I agree with @skirk64.
I’m loathe to agree with a Tory administration, but it’s not the 1970s, nor even the 1990s anymore. Racism absolutely exists - and it’s bad in some institutions, eg the police, still I’d say- but it’s not (in my view) the thing that holds so many people back in the U.K today: that’s class.
Class. Class and poverty. Lots of Black British people are working class, and many live in poverty- that’s the bigger cause, in my view.
A friend works at the BBC. Their target for representation of people of colour is 20%. Despite the makeup of POC in the U.K. being about 14%.
These sorts of over corrections actually lead to more problems, because then some young POC may wonder why all institutions don’t have 20% POC on them, eg Boards and parliament etc. They then conclude racism is why, when actually it isn’t at all. I think many POC think Britain is more diverse than it actually is, because they may live (as I do) in areas where the Afro Caribbean population is very high, so it’s assumed all of the U.K. is like that and there’s a racist conspiracy keeping “the top jobs” white. But it’s bollocks. Two of the great offices of state are held by British Asians (and yes, I do understand the different barriers faced by black people and Asians).

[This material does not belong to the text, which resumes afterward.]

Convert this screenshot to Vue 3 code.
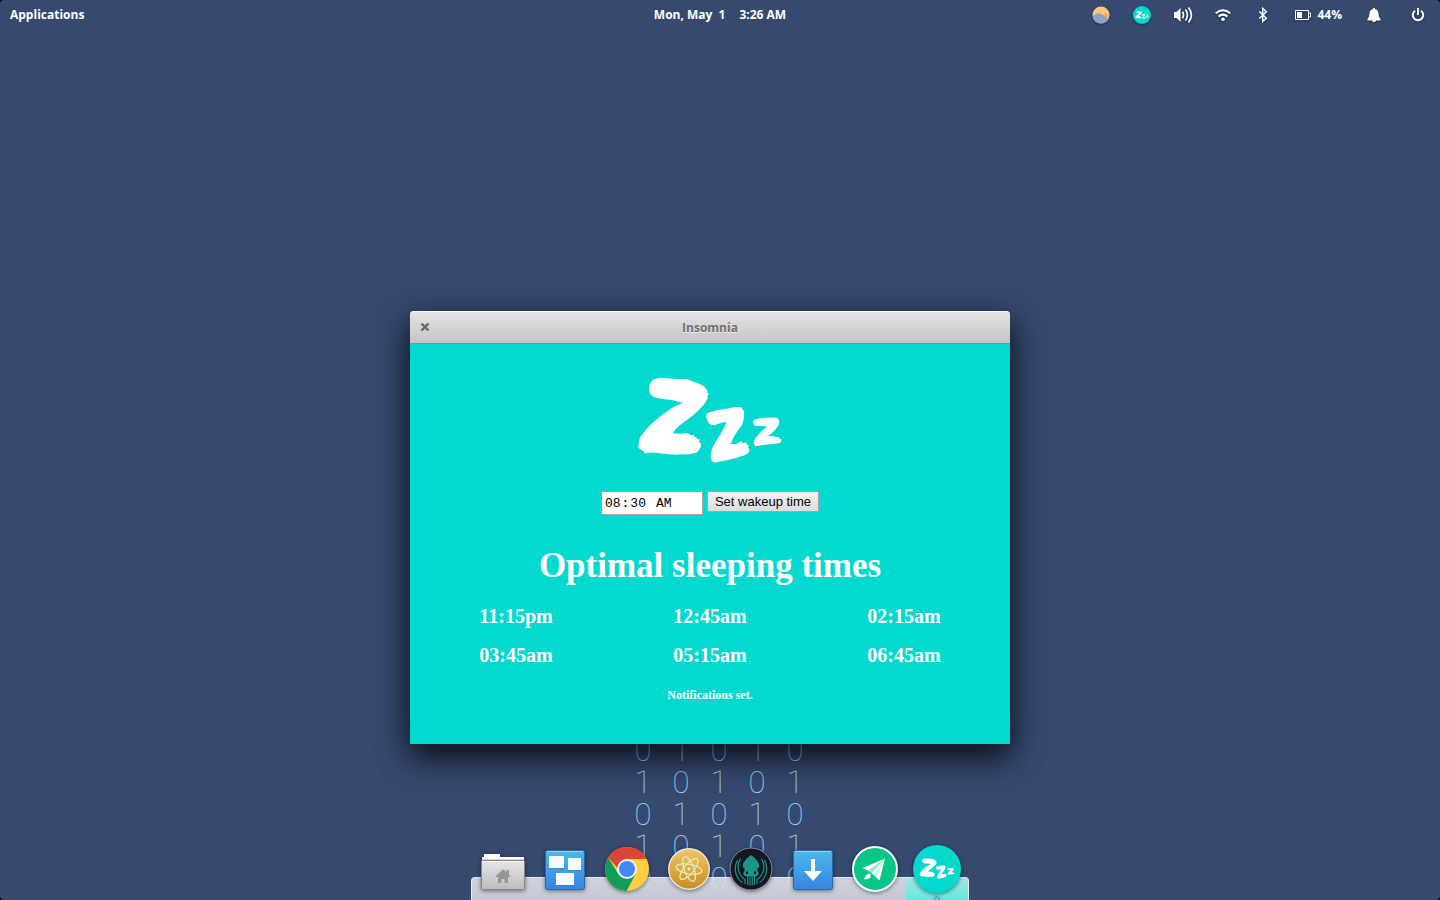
<script setup>
import { ref } from 'vue'

const wakeup = ref('08:30')
const times = [
  ['11:15pm', '12:45am', '02:15am'],
  ['03:45am', '05:15am', '06:45am'],
]
const binary = ['0 1 0 1 0', '1 0 1 0 1', '0 1 0 1 0', '1 0 1 0 1', '0 1 0 1 0']
</script>

<template>
  <div class="desktop">
    <svg class="defs" aria-hidden="true">
      <defs>
        <symbol id="zzz" viewBox="50 33 440 262">
          <path d="M100 42Q118 34 132 38L160 40 200 41 225 50Q252 58 257 69L262 76 260 80 266 84 262 94 264 97Q257 112 245 125Q225 148 185 175Q165 190 158 204Q185 207 196 203L210 206 207 210 222 209 220 214Q232 216 231 222L240 222 236 229 243 235Q244 248 232 261L205 268Q180 266 165 269L130 266 100 262 72 264 70 258Q50 250 54 238L57 235Q54 218 66 207Q90 175 130 145Q165 120 188 113Q170 105 140 102L110 98Q92 94 87 78Q84 52 100 42Z" />
          <path d="M262 143Q290 133 320 130Q346 122 365 126L367 131Q376 137 372 150Q373 175 358 190Q340 212 332 236L350 236 362 228 368 230 364 234 382 232 379 237 388 241 385 246 389 254Q388 264 378 269Q350 280 320 285L285 292Q272 291 272 270Q275 245 290 225Q307 200 320 170Q305 170 292 177Q276 184 266 173Q254 152 262 143Z" />
          <path d="M403 163Q430 155 468 157Q481 160 478 174Q475 190 445 213L464 212 464 215 478 215 477 219 486 223Q487 230 478 234Q450 236 408 243Q400 240 404 223Q420 200 442 184Q420 180 408 182Q394 175 403 163Z" />
        </symbol>
        <linearGradient id="blue" x1="0" y1="0" x2="0" y2="1">
          <stop offset="0" stop-color="#4cb9ea" /><stop offset="1" stop-color="#3684e2" />
        </linearGradient>
        <linearGradient id="folder" x1="0" y1="0" x2="0" y2="1">
          <stop offset="0" stop-color="#e6e6e6" /><stop offset="1" stop-color="#bdbdbd" />
        </linearGradient>
        <linearGradient id="gold" x1="0" y1="0" x2="0" y2="1">
          <stop offset="0" stop-color="#edc869" /><stop offset="1" stop-color="#cd8b1d" />
        </linearGradient>
      </defs>
    </svg>

    <header class="panel">
      <button class="apps"><span>Applications</span></button>
      <button class="clock"><span>Mon, May&nbsp; 1</span><span>3:26 AM</span></button>
      <div class="indicators">
        <button aria-label="Night light">
          <svg width="20" height="22" viewBox="1 0 20 22">
            <circle cx="11" cy="11" r="8.500" fill="#ffc876" />
            <path d="M13.500 9.500q3-1 4.500 2.500l-1 2z" fill="#f79a4b" />
            <path d="M3 12q4-4 8.500-2 3 1.500 7 5A8.500 8.500 0 0 1 3 14z" fill="#8f9fca" />
          </svg>
        </button>
        <button aria-label="Insomnia">
          <svg width="22" height="22" viewBox="0 0 22 22" fill="#fff">
            <circle cx="11" cy="11" r="9" fill="#04d9cd" />
            <use href="#zzz" x="4" y="7" width="14" height="8" />
          </svg>
        </button>
        <button aria-label="Volume">
          <svg width="20" height="22" viewBox="0 0 20 22" fill="none" stroke="#fff" stroke-width="1.700">
            <path d="M1 8h2.500L7.500 4v14l-4-4H1z" fill="#fff" stroke="none" />
            <path d="M9.500 7.700q2 3.300 0 6.600M12.500 5.500q3.800 5.500 0 11M15.500 3.500q5.800 7.500 0 15" />
          </svg>
        </button>
        <button aria-label="Wireless">
          <svg width="20" height="22" viewBox="0 0 20 22" fill="none" stroke="#fff" stroke-width="2">
            <path d="M2.700 9.200q7.300-6 14.600 0M5.500 12.500q4.500-3.700 9 0" />
            <circle cx="10" cy="15.300" r="1.800" fill="#fff" stroke="none" />
          </svg>
        </button>
        <button aria-label="Bluetooth">
          <svg width="20" height="22" viewBox="0 0 20 22" fill="none" stroke="#fff" stroke-width="1.500">
            <path d="M6.300 7.500l7 6.700-3.600 3.300V4.500l3.600 3.300-7 6.700" />
          </svg>
        </button>
        <button class="battery" aria-label="Battery 44%">
          <svg width="20" height="22" viewBox="0 0 20 22">
            <path d="M2.500 6.500h13v9h-13zM16 9h1.500v4H16" fill="none" stroke="#fff" />
            <path d="M4 8h5v6H4z" fill="#fff" />
          </svg>
          <span>44%</span>
        </button>
        <button aria-label="Notifications">
          <svg width="24" height="22" viewBox="0 0 24 22" fill="#fff">
            <path d="M12 4q1.300 0 1.300 1.300 3 .9 3.200 4.200.1 4 2 5.500v1.500h-13V15q1.900-1.500 2-5.500.2-3.300 3.200-4.200Q10.700 4 12 4zM10 16.500h4q-.5 1.700-2 1.700t-2-1.700z" />
          </svg>
        </button>
        <button aria-label="Session">
          <svg width="24" height="22" viewBox="0 0 24 22" fill="none" stroke="#fff" stroke-width="2">
            <path d="M9 6.800a5.200 5.200 0 1 0 6 0M12 4v7" />
          </svg>
        </button>
      </div>
    </header>

    <div class="wallpaper" aria-hidden="true">
      <span v-for="c in 5" :key="c">{{ binary[c - 1] }}</span>
    </div>

    <main class="window">
      <div class="titlebar">
        <button class="close" aria-label="Close">
          <svg width="10" height="10" viewBox="0 0 10 10" stroke="#666" stroke-width="2.400"><path d="M1.500 1.500l7 7M8.500 1.500l-7 7" /></svg>
        </button>
        <span>Insomnia</span>
      </div>
      <div class="content">
        <svg class="logo" fill="#fff" role="img" aria-label="Zzz"><use href="#zzz" width="100%" height="100%" /></svg>
        <form class="alarm" @submit.prevent>
          <input v-model="wakeup" type="time" aria-label="Wakeup time" />
          <button type="submit">Set wakeup time</button>
        </form>
        <h1>Optimal sleeping times</h1>
        <table>
          <tbody>
            <tr v-for="row in times" :key="row[0]"><td v-for="t in row" :key="t">{{ t }}</td></tr>
          </tbody>
        </table>
        <p>Notifications set.</p>
      </div>
    </main>

    <nav class="dock" aria-label="Dock">
      <button aria-label="Files">
        <svg viewBox="0 0 62 65">
          <path d="M12 19h16v3h24v8H10v-8h2z" fill="#fcfcfc" />
          <path d="M10 24.500h42" stroke="#d8d8d8" />
          <rect x="9.500" y="25.500" width="43" height="29" rx="1" fill="url(#folder)" stroke="#858585" />
          <path d="M10.500 26.500h41" stroke="#f8f8f8" />
          <path d="M31 34l3.500 3.200V35H37v4.500l2 2.500h-3v6h-3.500v-4h-3v4H26v-6h-3z" fill="#969696" />
        </svg>
      </button>
      <button aria-label="Multitasking View">
        <svg viewBox="0 0 62 65">
          <rect x="11.500" y="15.500" width="39" height="39" rx="2" fill="url(#blue)" stroke="#2b69ab" />
          <path d="M13 16.500h36" stroke="#8bd6f3" />
          <path d="M15 22h15v12H15zM34 24h13v12H34zM22 39h18v12H22z" fill="#2d76bd" opacity=".5" />
          <path d="M15 21h15v12H15zM34 23h13v12H34zM22 38h18v12H22z" fill="#f4fafd" />
        </svg>
      </button>
      <button aria-label="Chrome">
        <svg viewBox="0 0 62 65">
          <circle cx="31" cy="34" r="22" fill="#ffcd40" />
          <path d="M12.200 22.500A22 22 0 0 0 30.500 56l9.200-17L31 34l-8.700 5z" fill="#109d58" />
          <path d="M12.200 22.500A22 22 0 0 1 50.700 24H31q-8 1-9.500 9z" fill="#db4437" />
          <circle cx="31" cy="34" r="10" fill="#f2f2f2" />
          <circle cx="31" cy="34" r="8" fill="#4587f4" />
        </svg>
      </button>
      <button aria-label="Atom">
        <svg viewBox="0 0 62 65">
          <circle cx="31" cy="34" r="20.300" fill="url(#gold)" stroke="#eee9df" stroke-width="1.400" />
          <g fill="none" stroke="#e2f2c9" stroke-width="1.200">
            <ellipse cx="31" cy="34" rx="13" ry="4.800" transform="rotate(10 31 34)" />
            <ellipse cx="31" cy="34" rx="13" ry="4.800" transform="rotate(70 31 34)" />
            <ellipse cx="31" cy="34" rx="13" ry="4.800" transform="rotate(130 31 34)" />
          </g>
          <circle cx="31" cy="34" r="1.600" fill="#e2f2c9" />
        </svg>
      </button>
      <button aria-label="GitKraken">
        <svg viewBox="0 0 62 65">
          <circle cx="31" cy="34" r="21" fill="#141624" stroke="#8b8e96" />
          <path d="M31 20q5.500 3.500 8 9 1 3-1.500 4.500-.8 2 1 4 .7 3-2.300 3.700H25.800q-3-.7-2.300-3.700 1.800-2 1-4Q22 32 23 29q2.500-5.500 8-9z" fill="#1a9688" />
          <path d="M30 39v11.500M32.200 39v11.500M27.700 40v10M34.500 40v10M20.500 23.500q-5 9 0 16.500 2 3 4.500 4.500v4.500M17.500 25q-5 10 1 19 2 2.500 4 3.500M41.500 23.500q5 9 0 16.500-2 3-4.500 4.500v4.500M44.500 25q5 10-1 19-2 2.500-4 3.500" fill="none" stroke="#1a9688" stroke-width="1.200" />
          <path d="M26 36.500h2v2.500h-2zM34 36.500h2v2.500h-2z" fill="#141624" />
        </svg>
      </button>
      <button aria-label="Downloads">
        <svg viewBox="0 0 62 65">
          <rect x="11.500" y="15.500" width="39" height="39" rx="2" fill="url(#blue)" stroke="#2b69ab" />
          <path d="M13 16.500h36" stroke="#8bd6f3" />
          <path d="M29 24h4v12h7l-9 10-9-10h7z" fill="#fff" />
        </svg>
      </button>
      <button aria-label="Mail">
        <svg viewBox="0 0 62 65">
          <circle cx="31" cy="34" r="22" fill="#09c587" stroke="#fff" stroke-width="2" />
          <path d="M41 23.500L18.500 33l6 3z" fill="#fff" />
          <path d="M41 23.500L24.500 36l3 2z" fill="#a4e8d0" />
          <path d="M41 23.500L27.500 38l8 7.500z" fill="#fff" />
          <path d="M41 23.500L29.500 39.500l3.500 2z" fill="#c9f3e4" />
          <path d="M26.500 38.500q-5 0-6.500 6 4.500 0 6.500-2z" fill="#fff" />
        </svg>
      </button>
      <button class="active" aria-label="Insomnia">
        <svg viewBox="0 0 62 65" fill="#fff">
          <circle cx="31" cy="34" r="24" fill="#04d9cd" />
          <use href="#zzz" x="13" y="23" width="36" height="21" />
          <circle cx="31" cy="64" r="2" fill="#7cc8f5" stroke="#3f8fd8" />
        </svg>
      </button>
    </nav>
  </div>
</template>

<style>
body {
  margin: 0;
  background: #000;
}
</style>

<style scoped>
.desktop {
  position: relative;
  display: flex;
  flex-direction: column;
  height: 100vh;
  overflow: hidden;
  border-radius: 4px;
  background: #364a70;
}
.defs {
  position: absolute;
  width: 0;
  height: 0;
}
button {
  font: inherit;
  color: inherit;
}
.panel {
  display: grid;
  grid-template-columns: 1fr auto 1fr;
  align-items: center;
  height: 30px;
  padding: 0 10px;
  color: #fff;
  font: bold 12px "Open Sans", "Noto Sans", sans-serif;
  text-shadow: 0 1px 2px rgba(0, 0, 0, 0.4);
}
.panel button {
  display: flex;
  align-items: center;
  padding: 0;
  border: 0;
  background: none;
}
.panel span {
  padding-bottom: 2px;
}
.panel svg {
  display: block;
  filter: drop-shadow(0 1px 1px rgba(0, 0, 0, 0.4));
}
.apps {
  justify-self: start;
}
.panel .clock {
  gap: 14px;
}
.indicators {
  display: flex;
  gap: 20px;
  justify-self: end;
}
.panel .battery {
  gap: 4px;
}
.wallpaper {
  position: absolute;
  top: 735px;
  left: 624px;
  display: grid;
  grid-template-columns: repeat(5, 38px);
  color: #a9dcfa;
  font: 100 31px/32px Roboto, sans-serif;
  text-align: center;
}
.wallpaper span {
  justify-self: center;
  width: 20px;
}
.window {
  position: absolute;
  top: 311px;
  left: 410px;
  width: 600px;
  border-radius: 4px 4px 0 0;
  box-shadow: 0 14px 30px rgba(0, 0, 0, 0.6), 0 8px 36px rgba(0, 0, 0, 0.4);
}
.titlebar {
  display: grid;
  grid-template-columns: 30px 1fr 30px;
  align-items: center;
  height: 32px;
  border-bottom: 1px solid #8b8b8b;
  border-radius: 4px 4px 0 0;
  background: linear-gradient(#e6e6e6, #c4c4c4);
  box-shadow: inset 0 1px #f8f8f8;
  color: #707070;
  font: bold 12px "Open Sans", "Noto Sans", sans-serif;
  text-align: center;
  text-shadow: 0 1px #eee;
}
.close {
  display: flex;
  justify-content: center;
  padding: 0;
  border: 0;
  background: none;
}
.content {
  display: flex;
  flex-direction: column;
  align-items: center;
  padding: 32px 9px 41px;
  background: #03d9ce;
  color: #fff;
  font-family: "Liberation Serif", serif;
  font-weight: bold;
}
.logo {
  width: 146px;
  height: 88px;
}
.alarm {
  display: flex;
  align-items: flex-start;
  gap: 4px;
  margin-top: 27px;
}
.alarm input {
  box-sizing: border-box;
  width: 102px;
  height: 24px;
  padding: 1px 2px;
  border: 1px solid #a4a4a4;
  background: #fff;
  color: #000;
  font: 13px "Liberation Mono", monospace;
}
.alarm input::-webkit-calendar-picker-indicator {
  display: none;
}
.alarm input::-webkit-datetime-edit-ampm-field {
  margin-left: 4px;
}
.alarm button {
  height: 21px;
  padding: 0 7px;
  border: 1px solid #a4a4a4;
  background: linear-gradient(#f4f4f4, #dcdcdc);
  color: #000;
  font: 13px "Liberation Sans", sans-serif;
}
h1 {
  margin: 31px 0 11px;
  font-size: 35px;
  line-height: 40px;
}
table {
  width: 100%;
  border-collapse: collapse;
  table-layout: fixed;
  font-size: 20px;
  line-height: 39px;
  text-align: center;
}
td {
  padding: 0;
}
p {
  margin: 12px 0 0;
  font-size: 12px;
  line-height: 16px;
}
.dock {
  position: absolute;
  bottom: 0;
  left: 50%;
  display: flex;
  padding: 0 1px;
  transform: translateX(-50%);
}
.dock::before {
  content: "";
  position: absolute;
  inset: auto 0 0;
  box-sizing: border-box;
  height: 23px;
  border: 1px solid #e9ebf0;
  border-bottom: 0;
  border-radius: 4px 4px 0 0;
  background: linear-gradient(rgba(222, 225, 232, 0.9), rgba(212, 215, 223, 0.9));
}
.dock button {
  position: relative;
  width: 62px;
  height: 65px;
  padding: 0;
  border: 0;
  background: none;
}
.dock svg {
  display: block;
  width: 62px;
  height: 65px;
  filter: drop-shadow(0 1px 2px rgba(0, 0, 0, 0.5));
}
.dock .active {
  background: linear-gradient(#a5e5e5, #62eae2) bottom / 100% 22px no-repeat;
}
</style>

I just feel like the issue is far more nuanced today, but the demands of the people damning this report are not prepared to acknowledge that.
If you take the black maternal mortality issue that’s been talked about recently- you’d assume it’s because loads of midwives are massively racist, but actually most NHS staff in diverse areas are POC! My midwife, doctors , nurses and anaesthetist when I had DH were all black, south Asian and East Asian. Maternal mortality in some communities is higher because some women have higher blood pressure, are more likely to be obese and are more likely to have gestational diabetes and on baby number 4,5,6. There is no evidence to suggest scores of doctors and nurses are massively racist (though that’s not to deny it may well be true in a small minority of cases).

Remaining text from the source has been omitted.